— BEGIN —

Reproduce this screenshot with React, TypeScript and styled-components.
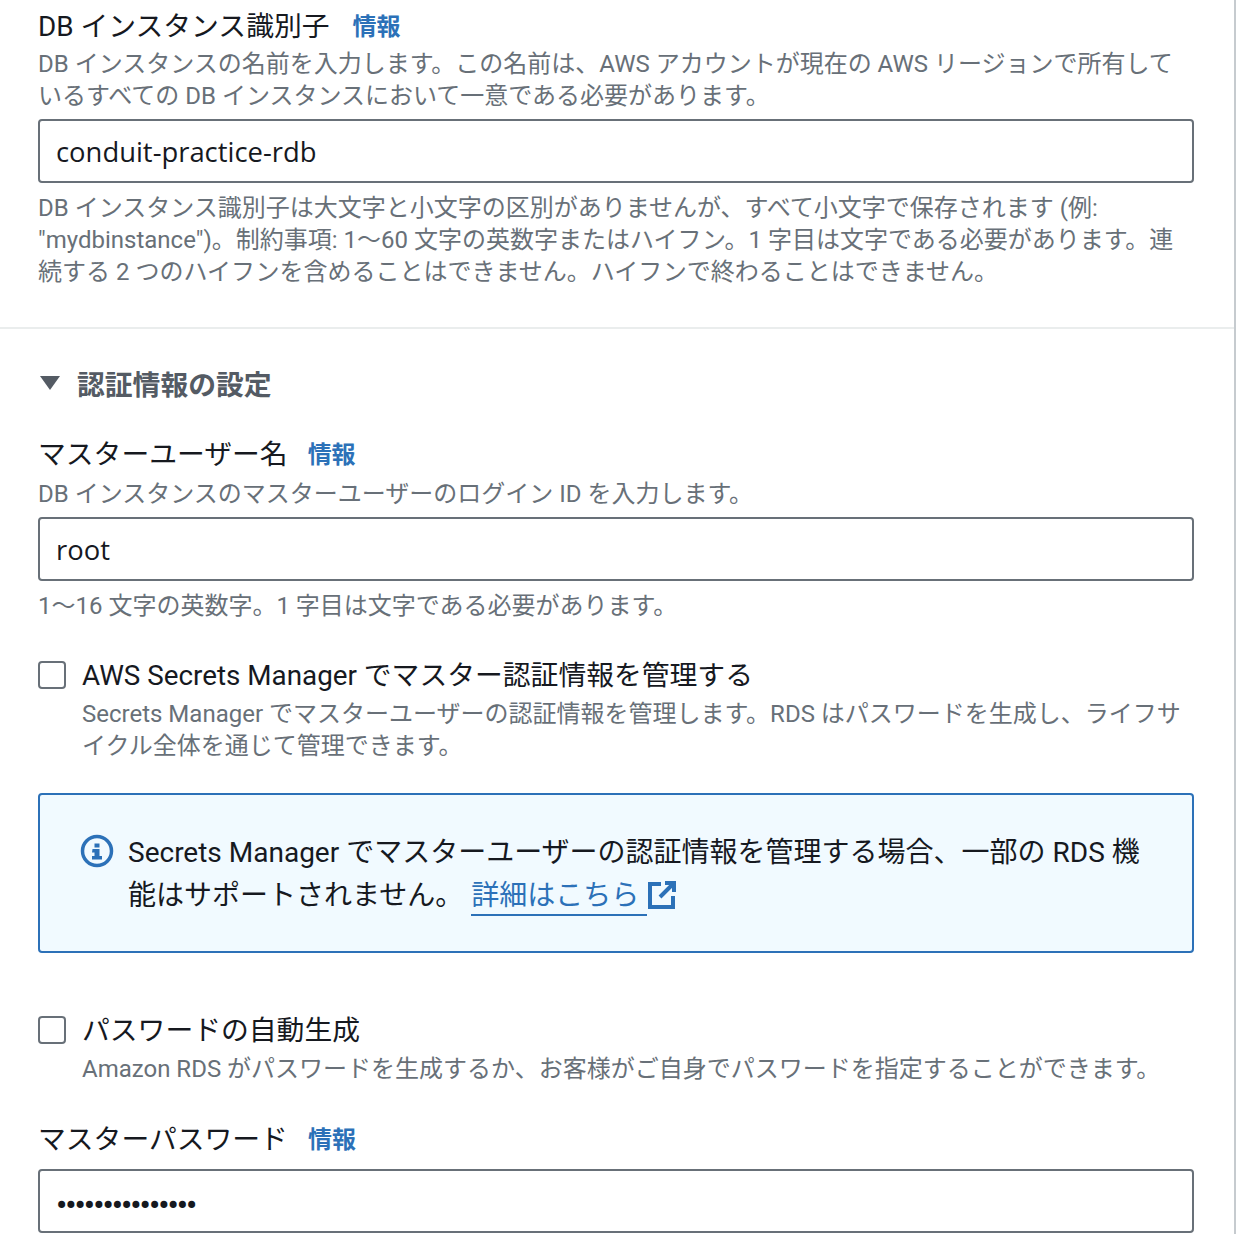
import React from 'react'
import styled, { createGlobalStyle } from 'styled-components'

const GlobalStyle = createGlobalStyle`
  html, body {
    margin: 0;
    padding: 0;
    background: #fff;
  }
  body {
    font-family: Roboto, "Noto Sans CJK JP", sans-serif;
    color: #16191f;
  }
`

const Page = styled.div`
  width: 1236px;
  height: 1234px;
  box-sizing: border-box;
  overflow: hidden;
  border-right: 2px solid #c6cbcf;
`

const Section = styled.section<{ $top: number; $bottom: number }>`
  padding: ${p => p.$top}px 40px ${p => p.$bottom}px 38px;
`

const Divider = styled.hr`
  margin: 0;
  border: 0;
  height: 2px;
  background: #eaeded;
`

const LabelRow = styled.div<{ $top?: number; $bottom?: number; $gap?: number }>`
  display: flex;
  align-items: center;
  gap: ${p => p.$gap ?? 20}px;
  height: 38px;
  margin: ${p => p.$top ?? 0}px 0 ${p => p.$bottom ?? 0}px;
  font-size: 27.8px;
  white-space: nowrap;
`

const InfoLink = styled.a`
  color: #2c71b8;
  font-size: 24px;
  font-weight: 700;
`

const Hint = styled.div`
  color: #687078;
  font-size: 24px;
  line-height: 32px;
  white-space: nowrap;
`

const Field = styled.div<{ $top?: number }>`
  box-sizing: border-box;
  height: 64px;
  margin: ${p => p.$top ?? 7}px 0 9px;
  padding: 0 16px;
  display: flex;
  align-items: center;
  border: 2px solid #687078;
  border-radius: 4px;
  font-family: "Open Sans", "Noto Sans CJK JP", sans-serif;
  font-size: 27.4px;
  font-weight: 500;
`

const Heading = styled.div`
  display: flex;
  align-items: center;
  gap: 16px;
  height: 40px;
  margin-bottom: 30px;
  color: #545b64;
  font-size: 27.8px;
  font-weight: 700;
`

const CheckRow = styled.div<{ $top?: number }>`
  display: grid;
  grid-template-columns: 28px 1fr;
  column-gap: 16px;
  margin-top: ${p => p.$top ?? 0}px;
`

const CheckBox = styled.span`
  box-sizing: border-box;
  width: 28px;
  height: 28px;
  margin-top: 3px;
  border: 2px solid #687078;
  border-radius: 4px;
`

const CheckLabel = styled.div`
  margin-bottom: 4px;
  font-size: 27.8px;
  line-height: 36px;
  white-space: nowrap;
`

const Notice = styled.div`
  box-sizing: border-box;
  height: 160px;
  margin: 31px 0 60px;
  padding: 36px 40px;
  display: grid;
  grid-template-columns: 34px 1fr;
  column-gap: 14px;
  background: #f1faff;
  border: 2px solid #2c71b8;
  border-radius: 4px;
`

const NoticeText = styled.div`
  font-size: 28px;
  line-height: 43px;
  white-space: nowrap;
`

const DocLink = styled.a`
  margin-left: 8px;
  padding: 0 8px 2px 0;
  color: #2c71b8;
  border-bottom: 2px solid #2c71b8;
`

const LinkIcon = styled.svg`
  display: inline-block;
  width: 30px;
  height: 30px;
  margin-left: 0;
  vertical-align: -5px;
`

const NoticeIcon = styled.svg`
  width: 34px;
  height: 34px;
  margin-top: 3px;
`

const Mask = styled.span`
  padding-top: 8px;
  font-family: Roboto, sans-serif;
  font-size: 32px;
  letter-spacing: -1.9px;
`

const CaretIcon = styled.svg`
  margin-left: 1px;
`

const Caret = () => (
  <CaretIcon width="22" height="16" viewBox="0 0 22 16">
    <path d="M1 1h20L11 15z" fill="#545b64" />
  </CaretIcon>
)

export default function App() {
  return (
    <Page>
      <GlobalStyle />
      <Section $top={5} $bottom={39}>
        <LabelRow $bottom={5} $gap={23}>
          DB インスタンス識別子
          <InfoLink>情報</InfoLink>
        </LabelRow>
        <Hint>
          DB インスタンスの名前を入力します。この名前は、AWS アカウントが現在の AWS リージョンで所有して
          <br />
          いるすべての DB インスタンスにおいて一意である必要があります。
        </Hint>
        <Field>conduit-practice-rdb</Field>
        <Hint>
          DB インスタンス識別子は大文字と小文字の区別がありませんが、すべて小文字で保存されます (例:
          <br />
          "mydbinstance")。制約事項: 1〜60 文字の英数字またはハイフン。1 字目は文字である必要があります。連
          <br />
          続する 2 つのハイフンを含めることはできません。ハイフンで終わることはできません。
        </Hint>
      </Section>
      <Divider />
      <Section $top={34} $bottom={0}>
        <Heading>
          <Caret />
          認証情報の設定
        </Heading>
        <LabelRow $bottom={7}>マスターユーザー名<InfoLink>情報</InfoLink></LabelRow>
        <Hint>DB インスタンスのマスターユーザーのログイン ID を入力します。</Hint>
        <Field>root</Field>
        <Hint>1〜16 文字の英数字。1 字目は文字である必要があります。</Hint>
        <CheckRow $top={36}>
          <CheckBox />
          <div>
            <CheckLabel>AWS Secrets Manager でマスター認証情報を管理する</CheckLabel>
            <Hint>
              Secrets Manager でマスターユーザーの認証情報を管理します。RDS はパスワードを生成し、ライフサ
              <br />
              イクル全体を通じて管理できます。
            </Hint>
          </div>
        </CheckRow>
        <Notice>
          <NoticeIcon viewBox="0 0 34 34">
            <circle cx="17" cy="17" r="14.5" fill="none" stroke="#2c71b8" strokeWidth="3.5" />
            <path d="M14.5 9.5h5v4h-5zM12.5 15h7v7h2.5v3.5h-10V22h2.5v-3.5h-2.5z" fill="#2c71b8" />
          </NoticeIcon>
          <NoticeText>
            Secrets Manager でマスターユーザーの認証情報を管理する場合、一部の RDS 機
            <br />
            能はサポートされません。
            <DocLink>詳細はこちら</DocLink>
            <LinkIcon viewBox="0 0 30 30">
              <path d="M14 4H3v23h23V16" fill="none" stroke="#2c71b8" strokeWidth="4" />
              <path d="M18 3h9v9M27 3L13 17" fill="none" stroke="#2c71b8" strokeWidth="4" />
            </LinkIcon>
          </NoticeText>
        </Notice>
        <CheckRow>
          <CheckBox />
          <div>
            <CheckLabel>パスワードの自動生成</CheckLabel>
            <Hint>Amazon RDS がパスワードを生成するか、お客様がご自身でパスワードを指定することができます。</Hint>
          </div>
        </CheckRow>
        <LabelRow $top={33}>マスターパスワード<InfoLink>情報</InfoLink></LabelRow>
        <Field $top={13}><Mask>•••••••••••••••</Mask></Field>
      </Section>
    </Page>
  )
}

— END —

SET TASK: Exclude the pictures. Write out the remaining data exactly.

RESPONSE TO THIS TASK:
Reproduce this screenshot with React, TypeScript and styled-components.
import React from 'react'
import styled, { createGlobalStyle } from 'styled-components'

const GlobalStyle = createGlobalStyle`
  html, body {
    margin: 0;
    padding: 0;
    background: #fff;
  }
  body {
    font-family: Roboto, "Noto Sans CJK JP", sans-serif;
    color: #16191f;
  }
`

const Page = styled.div`
  width: 1236px;
  height: 1234px;
  box-sizing: border-box;
  overflow: hidden;
  border-right: 2px solid #c6cbcf;
`

const Section = styled.section<{ $top: number; $bottom: number }>`
  padding: ${p => p.$top}px 40px ${p => p.$bottom}px 38px;
`

const Divider = styled.hr`
  margin: 0;
  border: 0;
  height: 2px;
  background: #eaeded;
`

const LabelRow = styled.div<{ $top?: number; $bottom?: number; $gap?: number }>`
  display: flex;
  align-items: center;
  gap: ${p => p.$gap ?? 20}px;
  height: 38px;
  margin: ${p => p.$top ?? 0}px 0 ${p => p.$bottom ?? 0}px;
  font-size: 27.8px;
  white-space: nowrap;
`

const InfoLink = styled.a`
  color: #2c71b8;
  font-size: 24px;
  font-weight: 700;
`

const Hint = styled.div`
  color: #687078;
  font-size: 24px;
  line-height: 32px;
  white-space: nowrap;
`

const Field = styled.div<{ $top?: number }>`
  box-sizing: border-box;
  height: 64px;
  margin: ${p => p.$top ?? 7}px 0 9px;
  padding: 0 16px;
  display: flex;
  align-items: center;
  border: 2px solid #687078;
  border-radius: 4px;
  font-family: "Open Sans", "Noto Sans CJK JP", sans-serif;
  font-size: 27.4px;
  font-weight: 500;
`

const Heading = styled.div`
  display: flex;
  align-items: center;
  gap: 16px;
  height: 40px;
  margin-bottom: 30px;
  color: #545b64;
  font-size: 27.8px;
  font-weight: 700;
`

const CheckRow = styled.div<{ $top?: number }>`
  display: grid;
  grid-template-columns: 28px 1fr;
  column-gap: 16px;
  margin-top: ${p => p.$top ?? 0}px;
`

const CheckBox = styled.span`
  box-sizing: border-box;
  width: 28px;
  height: 28px;
  margin-top: 3px;
  border: 2px solid #687078;
  border-radius: 4px;
`

const CheckLabel = styled.div`
  margin-bottom: 4px;
  font-size: 27.8px;
  line-height: 36px;
  white-space: nowrap;
`

const Notice = styled.div`
  box-sizing: border-box;
  height: 160px;
  margin: 31px 0 60px;
  padding: 36px 40px;
  display: grid;
  grid-template-columns: 34px 1fr;
  column-gap: 14px;
  background: #f1faff;
  border: 2px solid #2c71b8;
  border-radius: 4px;
`

const NoticeText = styled.div`
  font-size: 28px;
  line-height: 43px;
  white-space: nowrap;
`

const DocLink = styled.a`
  margin-left: 8px;
  padding: 0 8px 2px 0;
  color: #2c71b8;
  border-bottom: 2px solid #2c71b8;
`

const LinkIcon = styled.svg`
  display: inline-block;
  width: 30px;
  height: 30px;
  margin-left: 0;
  vertical-align: -5px;
`

const NoticeIcon = styled.svg`
  width: 34px;
  height: 34px;
  margin-top: 3px;
`

const Mask = styled.span`
  padding-top: 8px;
  font-family: Roboto, sans-serif;
  font-size: 32px;
  letter-spacing: -1.9px;
`

const CaretIcon = styled.svg`
  margin-left: 1px;
`

const Caret = () => (
  <CaretIcon width="22" height="16" viewBox="0 0 22 16">
    <path d="M1 1h20L11 15z" fill="#545b64" />
  </CaretIcon>
)

export default function App() {
  return (
    <Page>
      <GlobalStyle />
      <Section $top={5} $bottom={39}>
        <LabelRow $bottom={5} $gap={23}>
          DB インスタンス識別子
          <InfoLink>情報</InfoLink>
        </LabelRow>
        <Hint>
          DB インスタンスの名前を入力します。この名前は、AWS アカウントが現在の AWS リージョンで所有して
          <br />
          いるすべての DB インスタンスにおいて一意である必要があります。
        </Hint>
        <Field>conduit-practice-rdb</Field>
        <Hint>
          DB インスタンス識別子は大文字と小文字の区別がありませんが、すべて小文字で保存されます (例:
          <br />
          "mydbinstance")。制約事項: 1〜60 文字の英数字またはハイフン。1 字目は文字である必要があります。連
          <br />
          続する 2 つのハイフンを含めることはできません。ハイフンで終わることはできません。
        </Hint>
      </Section>
      <Divider />
      <Section $top={34} $bottom={0}>
        <Heading>
          <Caret />
          認証情報の設定
        </Heading>
        <LabelRow $bottom={7}>マスターユーザー名<InfoLink>情報</InfoLink></LabelRow>
        <Hint>DB インスタンスのマスターユーザーのログイン ID を入力します。</Hint>
        <Field>root</Field>
        <Hint>1〜16 文字の英数字。1 字目は文字である必要があります。</Hint>
        <CheckRow $top={36}>
          <CheckBox />
          <div>
            <CheckLabel>AWS Secrets Manager でマスター認証情報を管理する</CheckLabel>
            <Hint>
              Secrets Manager でマスターユーザーの認証情報を管理します。RDS はパスワードを生成し、ライフサ
              <br />
              イクル全体を通じて管理できます。
            </Hint>
          </div>
        </CheckRow>
        <Notice>
          <NoticeIcon viewBox="0 0 34 34">
            <circle cx="17" cy="17" r="14.5" fill="none" stroke="#2c71b8" strokeWidth="3.5" />
            <path d="M14.5 9.5h5v4h-5zM12.5 15h7v7h2.5v3.5h-10V22h2.5v-3.5h-2.5z" fill="#2c71b8" />
          </NoticeIcon>
          <NoticeText>
            Secrets Manager でマスターユーザーの認証情報を管理する場合、一部の RDS 機
            <br />
            能はサポートされません。
            <DocLink>詳細はこちら</DocLink>
            <LinkIcon viewBox="0 0 30 30">
              <path d="M14 4H3v23h23V16" fill="none" stroke="#2c71b8" strokeWidth="4" />
              <path d="M18 3h9v9M27 3L13 17" fill="none" stroke="#2c71b8" strokeWidth="4" />
            </LinkIcon>
          </NoticeText>
        </Notice>
        <CheckRow>
          <CheckBox />
          <div>
            <CheckLabel>パスワードの自動生成</CheckLabel>
            <Hint>Amazon RDS がパスワードを生成するか、お客様がご自身でパスワードを指定することができます。</Hint>
          </div>
        </CheckRow>
        <LabelRow $top={33}>マスターパスワード<InfoLink>情報</InfoLink></LabelRow>
        <Field $top={13}><Mask>•••••••••••••••</Mask></Field>
      </Section>
    </Page>
  )
}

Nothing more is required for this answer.